Two multicenter databases queried for patients with ASD treated via surgery and at least 1 year of follow-up revealed 280 patients who had undergone minimally invasive surgery (MIS) or a hybrid procedure (HYB; n = 85) or open surgery (OPEN; n = 195). These patients were divided into 3 separate groups based on the approach performed and were propensity matched for age, preoperative sagittal vertebral axis (SVA), number of levels fused posteriorly, and lumbar coronal Cobb angle (CCA) in an attempt to neutralize these patient variables and to make conclusions based on approach only. Inclusion criteria for both databases were similar, and inclusion criteria specific to this study consisted of an age > 45 years, CCA > 20°, 3 or more levels of fusion, and minimum of 1 year of follow-up. Patients in the OPEN group with a thoracic CCA > 75° were excluded to further ensure a more homogeneous patient population.

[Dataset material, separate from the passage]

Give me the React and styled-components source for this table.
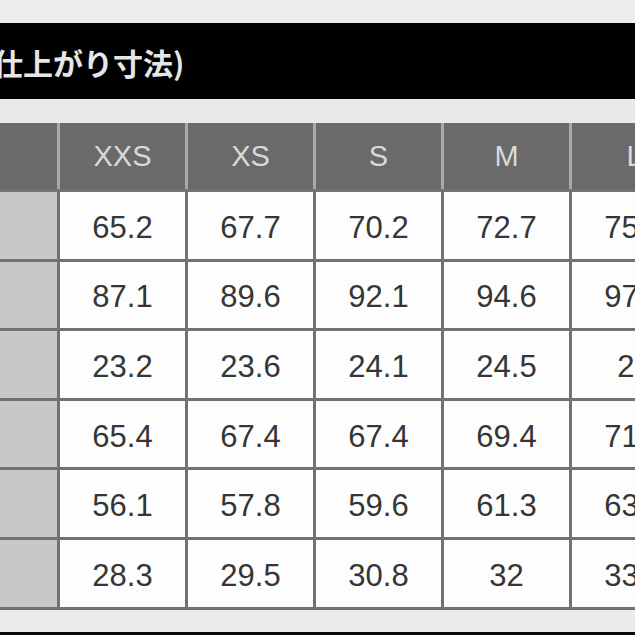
import React from "react";
import styled, { createGlobalStyle } from "styled-components";

const GlobalStyle = createGlobalStyle`
  html, body {
    margin: 0;
    padding: 0;
    background: #ebebeb;
    overflow: hidden;
  }
`;

// Data : sizes and measurements (cm)
const sizes = ["XXS", "XS", "S", "M", "L"];
const rows = [
  ["65.2", "67.7", "70.2", "72.7", "75.2"],
  ["87.1", "89.6", "92.1", "94.6", "97.1"],
  ["23.2", "23.6", "24.1", "24.5", "25"],
  ["65.4", "67.4", "67.4", "69.4", "71.4"],
  ["56.1", "57.8", "59.6", "61.3", "63.1"],
  ["28.3", "29.5", "30.8", "32", "33.5"],
];

const App = () => {
  return (
    <>
      <GlobalStyle />
      <Page>
        <TopStrip />
        <TitleBar>
          <Title>仕上がり寸法)</Title>
        </TitleBar>
        <Gap />
        <HeaderRow>
          <HeadCell />
          {sizes.map((s) => (
            <HeadCell key={s}>{s}</HeadCell>
          ))}
        </HeaderRow>
        <Body>
          {rows.map((row, i) => (
            <React.Fragment key={i}>
              <LabelCell />
              {row.map((v, j) => (
                <ValueCell key={j}>{v}</ValueCell>
              ))}
            </React.Fragment>
          ))}
        </Body>
        <BottomStrip />
        <BottomBar />
      </Page>
    </>
  );
};

export default App;

const Page = styled.div`
  width: 635px;
  height: 635px;
  overflow: hidden;
  display: flex;
  flex-direction: column;
  background: #ebebeb;
  font-family: "Liberation Sans", Arial, sans-serif;
`;

const TopStrip = styled.div`
  height: 23px;
  flex-shrink: 0;
  background: #ededed;
`;

const TitleBar = styled.div`
  height: 76px;
  flex-shrink: 0;
  background: #000;
  display: flex;
  align-items: center;
  overflow: hidden;
`;

const Title = styled.div`
  margin-left: -7px;
  margin-top: 2px;
  font-family: "Noto Sans CJK JP", sans-serif;
  font-size: 30px;
  font-weight: 700;
  color: #e6e6e6;
  white-space: nowrap;
`;

const Gap = styled.div`
  height: 24px;
  flex-shrink: 0;
  background: #e9e9e9;
`;

const COLUMNS = "57px repeat(5, 125px)";

const HeaderRow = styled.div`
  flex-shrink: 0;
  width: 700px;
  display: grid;
  grid-template-columns: ${COLUMNS};
  column-gap: 3px;
  background: #a9a9a9;
`;

const HeadCell = styled.div`
  height: 66px;
  background: #6a6a6a;
  color: #d9d9d9;
  font-size: 29px;
  display: flex;
  align-items: center;
  justify-content: center;
`;

const Body = styled.div`
  flex-shrink: 0;
  width: 700px;
  display: grid;
  grid-template-columns: ${COLUMNS};
  grid-auto-rows: 66.6px;
  gap: 3px;
  padding: 3px 0;
  background: #727272;
`;

const LabelCell = styled.div`
  background: #c8c8c8;
`;

const ValueCell = styled.div`
  background: #fdfdfd;
  color: #353535;
  font-size: 31px;
  display: flex;
  align-items: center;
  justify-content: center;
  padding-top: 5px;
`;

const BottomStrip = styled.div`
  height: 22px;
  flex-shrink: 0;
  background: #ebebeb;
`;

const BottomBar = styled.div`
  flex: 1;
  background: #0a0a0a;
`;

In all, 60 matched patients were available for analysis (MIS = 20, HYB = 20, OPEN = 20). Blood loss was less in the MIS group than in the HYB and OPEN groups, but a significant difference was only found between the MIS and the OPEN group (669 vs 2322 ml, p = 0.001). The MIS and HYB groups had more fused interbody levels (4.5 and 4.1, respectively) than the OPEN group (1.6, p < 0.001). The OPEN group had less operative time than either the MIS or HYB group, but it was only statistically different from the HYB group (367 vs 665 minutes, p < 0.001). There was no significant difference in the duration of hospital stay among the groups. In patients with complete data, the overall complication rate was 45.5% (25 of 55). There was no significant difference in the total complication rate among the MIS, HYB, and OPEN groups (30%, 47%, and 63%, respectively; p = 0.147). No intraoperative complications were reported for the MIS group, 5.3% for the HYB group, and 25% for the OPEN group (p < 0.03). At least one postoperative complication occurred in 30%, 47%, and 50% (p = 0.40) of the MIS, HYB, and OPEN groups, respectively. One major complication occurred in 30%, 47%, and 63% (p = 0.147) of the MIS, HYB, and OPEN groups, respectively. All patients had significant improvement in both the Oswestry Disability Index (ODI) and visual analog scale scores after surgery (p < 0.001), although the MIS group did not have significant improvement in leg pain. The occurrence of complications had no impact on the ODI.


Results in this study suggest that the surgical approach may impact complications. The MIS group had significantly fewer intraoperative complications than did either the HYB or OPEN groups. If the goals of ASD surgery can be achieved, consideration should be given to less invasive techniques.